Seriously, go see the movie. You’ll wanna be an engineer after it, so you can be just like Katherine Johnson, Mary Jackson, and Dorothy Vaughan. I know I do.

If you’re itching to learn more about wonderful women renegades, I’m here to help! And so are fabulous sites like this, updated weekly.

Eleanor Roosevelt

Image source: http://bit.ly/2jxGidh
​I adore this woman. I actually did a history project on her life when I was in 4th grade and have looked up to her ever since. Have you ever had a figure of authority saying something you don’t agree with, and you’ve just desperately wanted to correct them? Eleanor did. To her own husband. While he was in office. Because she was amazing.
 
She was also never afraid to make a statement. When the Daughters of the American Revolution refused to let singer Marian Anderson perform in the Constitution Hall, she basically said “Forget this!” resigned and arranged for Anderson’s performance on the steps of the Lincoln Memorial. It attracted thousands.
 
She took a very public stance on expanding women’s role in the workplace, civil rights, and the rights of veterans. I happen to think she would’ve made an amazing President, but she did some fantastic work as first chair of the UN Commission on Human Rights, where she oversaw the drafting of the Universal Declaration of Human Rights.

Annie Jump Cannon

Image source: http://bit.ly/2j97HW1
​Annie Jump Cannon was so astronomically smart it’s hard to comprehend (you’ll see why that sentence was a pun in a bit). Annie loved the stars. So much in fact, that she went to Harvard (Harvard!) to study the subject. Eventually, she ended up as a Harvard Computer: the all-women group of analysts working for Edward Pickering, the head of the Observatory, in the early 1900s. Edward Pickering allegedly had a Hollywood movie scene-type reasoning for an all-female group, and this is how I imagine it played out;
 

Edward: Holy cow, you men are the most incompetent people I’ve ever seen! You know what? I bet my maid could do better than you jokers!
Maid: *catalogs over 10,000 stars and is an actual genius*
Edward: … my god. I am never hiring another dude ever again.

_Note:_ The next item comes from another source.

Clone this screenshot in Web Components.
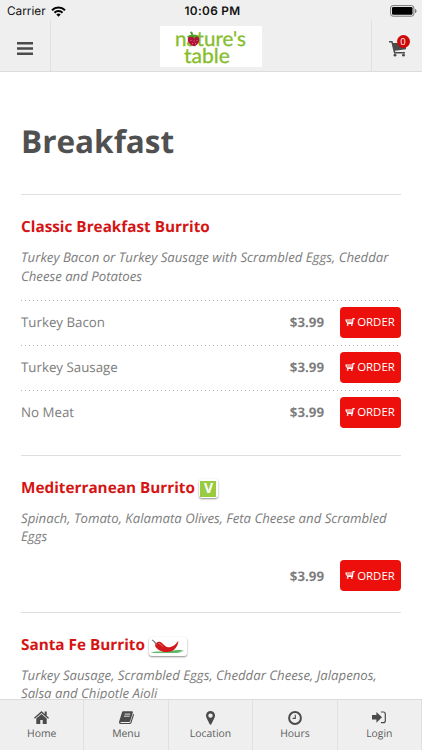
<!DOCTYPE html>
<html lang="en">
<head>
<meta charset="utf-8">
<title>Nature's Table</title>
<style>
    body {
        margin: 0;
        background: #fff;
        font-family: "Open Sans", sans-serif;
        color: #7d7d7d;
        text-rendering: geometricPrecision;
    }
</style>
</head>
<body>
<nt-app>
    <nt-status slot="top"></nt-status>
    <nt-header slot="top" count="0"></nt-header>

    <nt-item name="Classic Breakfast Burrito">
        Turkey Bacon or Turkey Sausage with Scrambled Eggs, Cheddar Cheese and Potatoes
        <nt-option slot="options" price="$3.99" dotted>Turkey Bacon</nt-option>
        <nt-option slot="options" price="$3.99" dotted>Turkey Sausage</nt-option>
        <nt-option slot="options" price="$3.99" dotted>No Meat</nt-option>
    </nt-item>
    <nt-item name="Mediterranean Burrito" single>
        <nt-badge slot="badge" kind="veggie"></nt-badge>
        Spinach, Tomato, Kalamata Olives, Feta Cheese and Scrambled Eggs
        <nt-option slot="options" price="$3.99"></nt-option>
    </nt-item>
    <nt-item name="Santa Fe Burrito" single>
        <nt-badge slot="badge" kind="spicy"></nt-badge>
        Turkey Sausage, Scrambled Eggs, Cheddar Cheese, Jalapenos, Salsa and Chipotle Aioli
    </nt-item>

    <nt-tab slot="tabs" icon="home">Home</nt-tab>
    <nt-tab slot="tabs" icon="book">Menu</nt-tab>
    <nt-tab slot="tabs" icon="pin">Location</nt-tab>
    <nt-tab slot="tabs" icon="clock">Hours</nt-tab>
    <nt-tab slot="tabs" icon="login">Login</nt-tab>
</nt-app>

<script>
const ICONS = {
    bars: '<path d="M0 0h16v2.6H0zM0 5.2h16v2.6H0zM0 10.4h16V13H0z"/>',
    cart: '<path d="M0 0h3.4l.7 2H17v6.2L5.9 9.7l.4 1.4H16v1.5H5L2.4 1.5H0z"/><circle cx="6" cy="14.2" r="1.4"/><circle cx="14.5" cy="14.2" r="1.4"/>',
    home: '<path d="M7.5 0 0 6.7l.9 1L7.5 2l6.6 5.7.9-1-2.3-2V.6h-2v2.3z"/><path d="M7.5 3 2.3 7.5V13h4V9h2.4v4h4V7.5z"/>',
    book: '<path d="M4.4.2h8.2c1 0 1.5.7 1.2 1.6l-2.5 8.1c-.3.8-.9 1.1-1.7 1.1H2c-.8 0-.9.9 0 .9h8.3c.8 0 1.1-.3 1.3-.9l2.6-8.3c.7.3.9.9.7 1.5l-2.4 7.6c-.3.9-1 1.3-1.9 1.3H2C.5 13.1-.3 11.7.2 10.3L2.9 1.4C3.1.6 3.7.2 4.4.2z"/><path d="M5.6 3.1h5.7M5 5.2h5.7" stroke="#efefef" stroke-width=".9"/>',
    pin: '<path fill-rule="evenodd" d="M4.5 0A4.5 4.5 0 0 0 0 4.5c0 1 .2 1.6.6 2.4l3.1 6.4c.3.6 1.3.6 1.6 0l3.1-6.4c.4-.8.6-1.4.6-2.4A4.5 4.5 0 0 0 4.5 0zm0 2.4a2.2 2.2 0 1 1 0 4.4 2.2 2.2 0 0 1 0-4.4z"/>',
    clock: '<circle cx="7" cy="7" r="5.9" fill="none" stroke="currentColor" stroke-width="2"/><path d="M7.3 3.8v3.6H4.6" fill="none" stroke="currentColor" stroke-width="1.1"/>',
    login: '<path d="M0 4.1h4.4V1L10 6.3l-5.6 5.4V8.6H0z"/><path d="M8.9 1h2.4c1.3 0 2 .8 2 2v6.7c0 1.2-.7 2-2 2H8.9" fill="none" stroke="currentColor" stroke-width="1.2"/>'
};

function icon(name, width, height) {
    return `<svg width="${width}" height="${height}" viewBox="0 0 ${width} ${height}" fill="currentColor">${ICONS[name]}</svg>`;
}

class App extends HTMLElement {
    constructor() {
        super();
        this.attachShadow({ mode: 'open' });
        this.shadowRoot.innerHTML = `
            <style>
                :host {
                    display: flex;
                    flex-direction: column;
                    height: 750px;
                    overflow: hidden;
                }

                main {
                    flex: 1;
                    min-height: 0;
                    overflow: hidden;
                    padding: 0 21px;
                }

                h1 {
                    margin: 47px 0 31px;
                    font-size: 31.5px;
                    line-height: 45px;
                    height: 44px;
                    color: #505050;
                }

                nav {
                    display: grid;
                    grid-template-columns: repeat(5, 1fr);
                    height: 51px;
                    box-sizing: border-box;
                    border-top: 1px solid #dcdcdc;
                    background: #efefef;
                }
            </style>
            <slot name="top"></slot>
            <main>
                <h1>Breakfast</h1>
                <slot></slot>
            </main>
            <nav><slot name="tabs"></slot></nav>
        `;
    }
}

class Status extends HTMLElement {
    constructor() {
        super();
        this.attachShadow({ mode: 'open' });
        this.shadowRoot.innerHTML = `
            <style>
                :host {
                    display: grid;
                    grid-template-columns: 1fr auto 1fr;
                    align-items: center;
                    height: 20px;
                    padding: 1px 5px 0 7px;
                    box-sizing: border-box;
                    background: #efefef;
                    color: #111;
                    font: 11.8px/20px Inter, sans-serif;
                }

                .carrier {
                    display: flex;
                    align-items: center;
                    gap: 5px;
                }

                .time {
                    font-weight: 600;
                    letter-spacing: .35px;
                    padding-left: 1px;
                }

                .battery {
                    justify-self: end;
                    margin-bottom: 1px;
                }

                svg {
                    display: block;
                }
            </style>
            <span class="carrier">Carrier
                <svg width="15" height="11" viewBox="0 0 15 11" fill="none" stroke="#000" stroke-width="2">
                    <path d="M1 4.2a9.3 9.3 0 0 1 13 0M3.5 6.7a5.7 5.7 0 0 1 8 0"/>
                    <path d="M5.3 8.5a3.2 3.2 0 0 1 4.4 0L7.5 10.7z" fill="#000" stroke="none"/>
                </svg>
            </span>
            <span class="time">10:06 PM</span>
            <svg class="battery" width="27" height="12" viewBox="0 0 27 12">
                <rect x=".6" y=".6" width="23.3" height="10.6" rx="2.4" fill="none" stroke="#777"/>
                <rect x="2" y="2" width="20.5" height="7.8" rx="1.2"/>
                <path d="M25 4c2 .6 2 3.4 0 4z" fill="#777"/>
            </svg>
        `;
    }
}

class Header extends HTMLElement {
    constructor() {
        super();
        this.attachShadow({ mode: 'open' });
    }

    connectedCallback() {
        this.shadowRoot.innerHTML = `
            <style>
                :host {
                    display: grid;
                    grid-template-columns: 51px 1fr 51px;
                    height: 52px;
                    box-sizing: border-box;
                    border-bottom: 1px solid #dcdcdc;
                    background: #efefef;
                    color: #4b4b4b;
                }

                div {
                    display: flex;
                    align-items: center;
                    justify-content: center;
                }

                svg {
                    display: block;
                }

                .menu {
                    border-right: 1px solid #e0e0e0;
                    padding-top: 6px;
                }

                .logo {
                    align-items: flex-start;
                    padding-top: 6px;
                }

                .cart {
                    border-left: 1px solid #e0e0e0;
                    padding-top: 7px;
                }

                .icon {
                    position: relative;
                }

                .count {
                    position: absolute;
                    left: 8px;
                    top: -6px;
                    width: 13px;
                    height: 13px;
                    border-radius: 50%;
                    background: #cf0808;
                    color: #fff;
                    font-size: 9.5px;
                    line-height: 13px;
                    text-align: center;
                }
            </style>
            <div class="menu">${icon('bars', 16, 13)}</div>
            <div class="logo">
                <svg width="102" height="41" viewBox="0 0 102 41" font-family="Lato" font-size="20.5" fill="#86bd2b" stroke="#86bd2b" stroke-width=".3">
                    <rect width="102" height="41" fill="#fff" stroke="none"/>
                    <text x="15" y="19.5" textLength="71" lengthAdjust="spacingAndGlyphs">nature's</text>
                    <text x="24" y="36.5" textLength="46" lengthAdjust="spacingAndGlyphs">table</text>
                    <g stroke="none">
                        <path d="M28 12c1-3 9.5-3.5 11 0 1 4-1.500 7.500-5 8.200-4-.4-7-4.700-6-8.200z" fill="#b5103c"/>
                        <path d="M27 11c1.500-2 3-2.500 4.500-1.700L30 6l2-.5L33.500 9c2-.8 4.500-.3 5.500 1.800l-3-.1-1.500 2-2-2z" fill="#4f9e28"/>
                        <path d="M31 14v1m3-.5v1m3-1.500v1m-4.500 2.200v1m3-1v1" stroke="#f2a5b5" stroke-width=".7"/>
                    </g>
                </svg>
            </div>
            <div class="cart">
                <span class="icon">${icon('cart', 17, 16)}<span class="count">${this.getAttribute('count')}</span></span>
            </div>
        `;
    }
}

class Item extends HTMLElement {
    constructor() {
        super();
        this.attachShadow({ mode: 'open' });
    }

    connectedCallback() {
        this.shadowRoot.innerHTML = `
            <style>
                :host {
                    display: block;
                    border-top: 1px solid #dfdfdf;
                    padding: 22.3px 0 20.2px;
                }

                :host([single]) {
                    padding-bottom: 13.8px;
                }

                h2 {
                    display: flex;
                    align-items: center;
                    gap: 4px;
                    height: 20px;
                    margin: 0 0 11px;
                    font-size: 15.3px;
                    line-height: 20px;
                    color: #d51414;
                }

                p {
                    margin: 0 0 15.2px;
                    font-size: 13.2px;
                    line-height: 18.3px;
                    font-style: italic;
                }

                :host([single]) p {
                    margin-bottom: 7.6px;
                }
            </style>
            <h2>${this.getAttribute('name')}<slot name="badge"></slot></h2>
            <p><slot></slot></p>
            <slot name="options"></slot>
        `;
    }
}

class Option extends HTMLElement {
    constructor() {
        super();
        this.attachShadow({ mode: 'open' });
    }

    connectedCallback() {
        this.shadowRoot.innerHTML = `
            <style>
                :host {
                    display: grid;
                    grid-template-columns: 1fr auto 61px;
                    align-items: center;
                    column-gap: 16px;
                    height: 44.8px;
                    box-sizing: border-box;
                    font-size: 13.3px;
                }

                :host([dotted]) {
                    background: repeating-linear-gradient(90deg, #b5b5b5 0 1.5px, transparent 1.5px 4px) 0 0 / 100% 1px no-repeat;
                }

                button {
                    display: flex;
                    align-items: center;
                    justify-content: center;
                    gap: 2px;
                    height: 31px;
                    padding: 0 1px 1px 0;
                    border: 0;
                    border-radius: 4px;
                    background: #ec0f0b;
                    color: #fff;
                    font: 11.4px "Open Sans", sans-serif;
                }
            </style>
            <span><slot></slot></span>
            <b>${this.getAttribute('price')}</b>
            <button>
                <svg width="10" height="8" viewBox="0 0 10 8" fill="none" stroke="#fff" stroke-width="1.1">
                    <path d="M9.7.6H8L7.5 5.400H2M7.500 2H1L1.500 4 7.500 3.900"/>
                    <path d="M1.800 7h1.600M6 7h1.600" stroke-width="1.500"/>
                </svg>
                ORDER
            </button>
        `;
    }
}

class Badge extends HTMLElement {
    constructor() {
        super();
        this.attachShadow({ mode: 'open' });
    }

    connectedCallback() {
        const veggie = '<span>V</span>';
        const spicy = `
            <svg width="35" height="16" viewBox="0 0 34 16">
                <path d="M0 15c8-3 13 0 20-2 5-1.500 9-1 14-1l-5 1.300 4 .5-7 1.200z" fill="#5fb86b"/>
                <path d="M4.500 7C6 3 9.500 3 11.500 5c3 3 4.500 5 8.500 4 4-1 5-3 8-6-1 6-4 10.500-11 11C11 14.500 5 11 4.500 7z" fill="#d3181b"/>
                <path d="M8 5.500c2 0 3 1.500 4 3" fill="none" stroke="#f0776d"/>
                <path d="M6.500 6.500C4 5.500 4.500 3 1.500 2" fill="none" stroke="#777" stroke-width="1.300"/>
            </svg>`;
        this.shadowRoot.innerHTML = `
            <style>
                :host {
                    display: flex;
                    padding: 1.5px;
                    border-radius: 3px;
                    background: #fff;
                    box-shadow: 0 1px 2px rgba(0, 0, 0, .45);
                    margin-top: 2px;
                }

                span {
                    width: 16px;
                    height: 16px;
                    background: #98cb3f;
                    color: #fff;
                    font: bold 14px/16px "Open Sans", sans-serif;
                    text-align: center;
                }

                svg {
                    display: block;
                }
            </style>
            ${this.getAttribute('kind') === 'veggie' ? veggie : spicy}
        `;
    }
}

class Tab extends HTMLElement {
    constructor() {
        super();
        this.attachShadow({ mode: 'open' });
    }

    connectedCallback() {
        const sizes = { home: [15, 13], book: [15, 14], pin: [9, 14], clock: [14, 14], login: [14, 13] };
        const name = this.getAttribute('icon');
        this.shadowRoot.innerHTML = `
            <style>
                :host {
                    display: flex;
                    flex-direction: column;
                    align-items: center;
                    box-sizing: border-box;
                    border-right: 1px solid #e0e0e0;
                    padding-top: 10px;
                    color: #4b4b4b;
                    font-size: 10.4px;
                    line-height: 15px;
                }

                .icon {
                    display: flex;
                    align-items: center;
                    height: 15px;
                    margin-bottom: 2px;
                }

                .label {
                    color: #5c5c5c;
                }
            </style>
            <span class="icon">${icon(name, ...sizes[name])}</span>
            <span class="label"><slot></slot></span>
        `;
    }
}

customElements.define('nt-app', App);
customElements.define('nt-status', Status);
customElements.define('nt-header', Header);
customElements.define('nt-item', Item);
customElements.define('nt-option', Option);
customElements.define('nt-badge', Badge);
customElements.define('nt-tab', Tab);
</script>
</body>
</html>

Annie herself went on to catalog 350,000 stars and had no trouble recalling them all. She also vastly improved the classification system, in a conversation that I’m pretty sure went like this;

Annie: Hey Edward, you know the classification system we use is super inadequate, so I made a new one that’s way better.
Edward: No way! I bet with some minor tweaking, this method will still be used decades from now. Like in 2017!

In addition to being amazing at her job, she continued to do so at lightning speed. She never retired, worked 7 days a week, and eventually became involved in the women’s suffrage movement. Annie managed to do it all, despite being nearly completely deaf.

Ida B. Wells

Image source: http://bit.ly/2jxElx9
As someone studying in the college of Journalism and Mass Communications, we probably owe it to Ida to put her face in the main hallway. She’s everything a true journalist should be, and more. Ida basically looked fear right in its eye and tore it to pieces in an editorial column.
 
Ida had a rough life, but refused to let that bring her down. At age 16, her parents died of Yellow Fever, so she worked to keep her siblings out of foster care. Then, at age 21, she refused to vacate her seat on a train for a white woman and was forcibly removed by a gang of men.

What really defined her career was her unflinching reports on lynching in America. Lynching was horrific, but no one would say a word. That all changed after the appalling deaths of Tommie Moss (a friend of Wells), Henry Stewart, and Calvin McDowell in Memphis in 1892. Seeing the need for facts, she did the single bravest thing a journalist could do at that time… she published a pamphlet called Southern Horrors and tore lynching myths to shreds.

But she didn’t stop there, although she was getting death threats regularly. Rather than retreat, she did the exact opposite. She began speaking tours, founded civil rights organizations, and headed in-depth investigations. She continued these efforts for over forty years, even after her office was burned to the ground. Nothing could scare her, it only propelled her writing.